======== Records provided
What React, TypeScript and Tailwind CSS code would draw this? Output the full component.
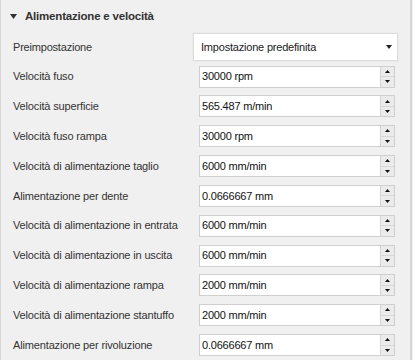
import React from "react";

const rows: [string, string][] = [
  ["Velocità fuso", "30000 rpm"],
  ["Velocità superficie", "565.487 m/min"],
  ["Velocità fuso rampa", "30000 rpm"],
  ["Velocità di alimentazione taglio", "6000 mm/min"],
  ["Alimentazione per dente", "0.0666667 mm"],
  ["Velocità di alimentazione in entrata", "6000 mm/min"],
  ["Velocità di alimentazione in uscita", "6000 mm/min"],
  ["Velocità di alimentazione rampa", "2000 mm/min"],
  ["Velocità di alimentazione stantuffo", "2000 mm/min"],
  ["Alimentazione per rivoluzione", "0.0666667 mm"],
];

function Up() {
  return (
    <svg width="5" height="3" viewBox="0 0 5 3">
      <path d="M2.5 0 L5 3 L0 3 Z" fill="#111" />
    </svg>
  );
}
function Down() {
  return (
    <svg width="5" height="3" viewBox="0 0 5 3">
      <path d="M0 0 L5 0 L2.5 3 Z" fill="#111" />
    </svg>
  );
}

export default function App() {
  return (
    <div
      className="w-[413px] h-[360px] overflow-hidden bg-[#f0f0f0] border-l border-l-[#d6d6d6] flex"
      style={{ fontFamily: '"Liberation Sans", Arial, sans-serif' }}
    >
      <div className="w-[409px] flex flex-col">
        <div className="h-[33px] flex items-center pl-[9px] gap-[8px]">
          <svg width="7" height="5" viewBox="0 0 7 5">
            <path d="M0 0 L7 0 L3.5 5 Z" fill="#333" />
          </svg>
          <span className="text-[11.5px] font-bold text-[#333] tracking-[-0.2px]">Alimentazione e velocità</span>
        </div>
        <div className="h-[29px] flex items-center">
          <span className="w-[192px] pl-[12px] text-[11px] text-[#333] tracking-[-0.2px]">Preimpostazione</span>
          <div className="w-[205px] h-[28px] bg-white border border-[#dcdcdc] shadow-[0_0_0_1px_#ececec] flex items-center justify-between pl-[7px] pr-[5px]">
            <span className="text-[11px] text-[#222] tracking-[-0.2px]">Impostazione predefinita</span>
            <svg width="6" height="4" viewBox="0 0 6 4">
              <path d="M0 0 L6 0 L3 4 Z" fill="#222" />
            </svg>
          </div>
        </div>
        {rows.map(([label, value]) => (
          <div key={label} className="h-[30px] flex items-center">
            <span className="w-[198px] pl-[12px] text-[11px] text-[#333] tracking-[-0.15px] whitespace-nowrap">{label}</span>
            <div className="w-[196px] h-[22px] bg-white border border-[#cfcfcf] flex">
              <span className="flex-1 flex items-center pl-[2px] text-[11px] text-[#111] tracking-[-0.2px]">{value}</span>
              <div className="w-[14px] flex flex-col bg-[#ebebeb] border-l border-l-[#d4d4d4]">
                <div className="flex-1 flex items-center justify-center border-b border-b-[#d8d8d8]">
                  <Up />
                </div>
                <div className="flex-1 flex items-center justify-center">
                  <Down />
                </div>
              </div>
            </div>
          </div>
        ))}
      </div>
      <div className="w-[2px] h-full bg-[#d6d6d6]" />
    </div>
  );
}
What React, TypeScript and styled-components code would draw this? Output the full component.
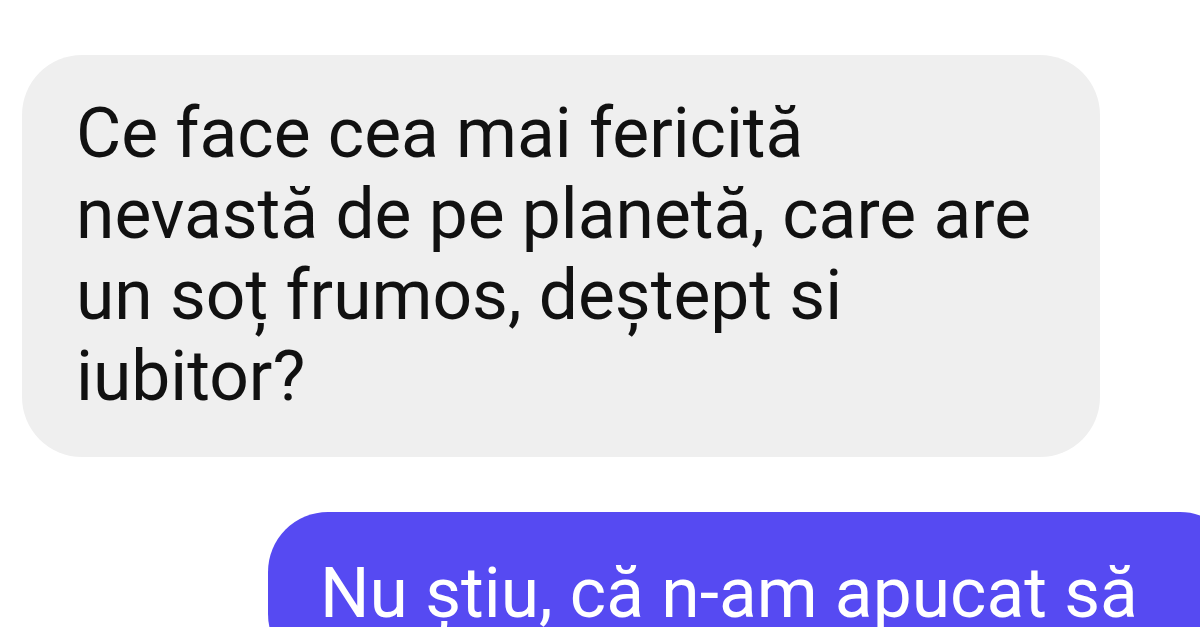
import React from "react";
import styled, { createGlobalStyle } from "styled-components";

const Global = createGlobalStyle`
  html, body { margin: 0; padding: 0; background: #ffffff; overflow: hidden; }
  body { width: 1200px; height: 627px; font-family: Roboto, "Noto Sans", "Liberation Sans", sans-serif; }
`;

const Thread = styled.div`
  display: flex;
  flex-direction: column;
  padding-top: 55px;
  gap: 55px;
  width: 1200px;
  height: 627px;
  overflow: hidden;
`;

const Bubble = styled.div<{ $out?: boolean }>`
  box-sizing: border-box;
  margin-left: ${(p) => (p.$out ? "268px" : "22px")};
  width: ${(p) => (p.$out ? "972px" : "1078px")};
  padding: ${(p) => (p.$out ? "41px 40px 40px 52px" : "38px 40px 40px 54px")};
  border-radius: 60px;
  background: ${(p) => (p.$out ? "#564af2" : "#efefef")};
  color: ${(p) => (p.$out ? "#ffffff" : "#111111")};
  font-size: 69.5px;
  line-height: 81px;
  flex-shrink: 0;
`;

const Line = styled.div`
  white-space: nowrap;
`;

export default function App() {
  return (
    <>
      <Global />
      <Thread>
        <Bubble>
          <Line>Ce face cea mai fericită</Line>
          <Line>nevastă de pe planetă, care are</Line>
          <Line>un soț frumos, deștept si</Line>
          <Line>iubitor?</Line>
        </Bubble>
        <Bubble $out>
          <Line>Nu știu, că n-am apucat să</Line>
        </Bubble>
      </Thread>
    </>
  );
}
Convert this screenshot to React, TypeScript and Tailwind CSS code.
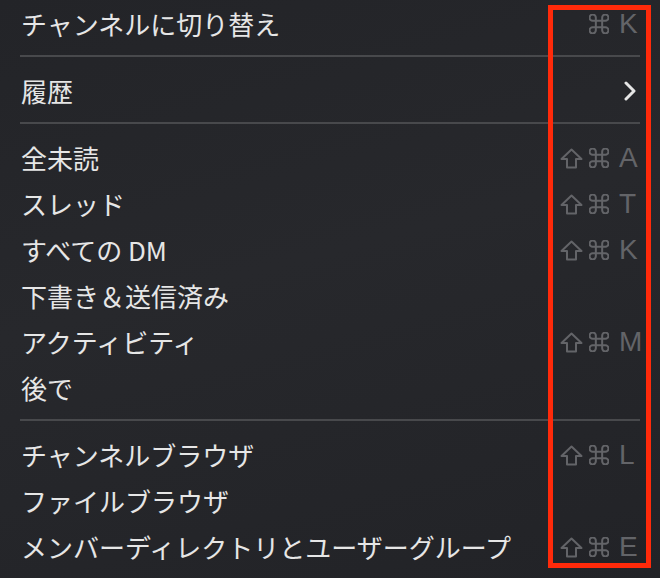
================
Find the lines containing "components" and pull them out.

What React, TypeScript and styled-components code would draw this? Output the full component.
import styled, { createGlobalStyle } from "styled-components";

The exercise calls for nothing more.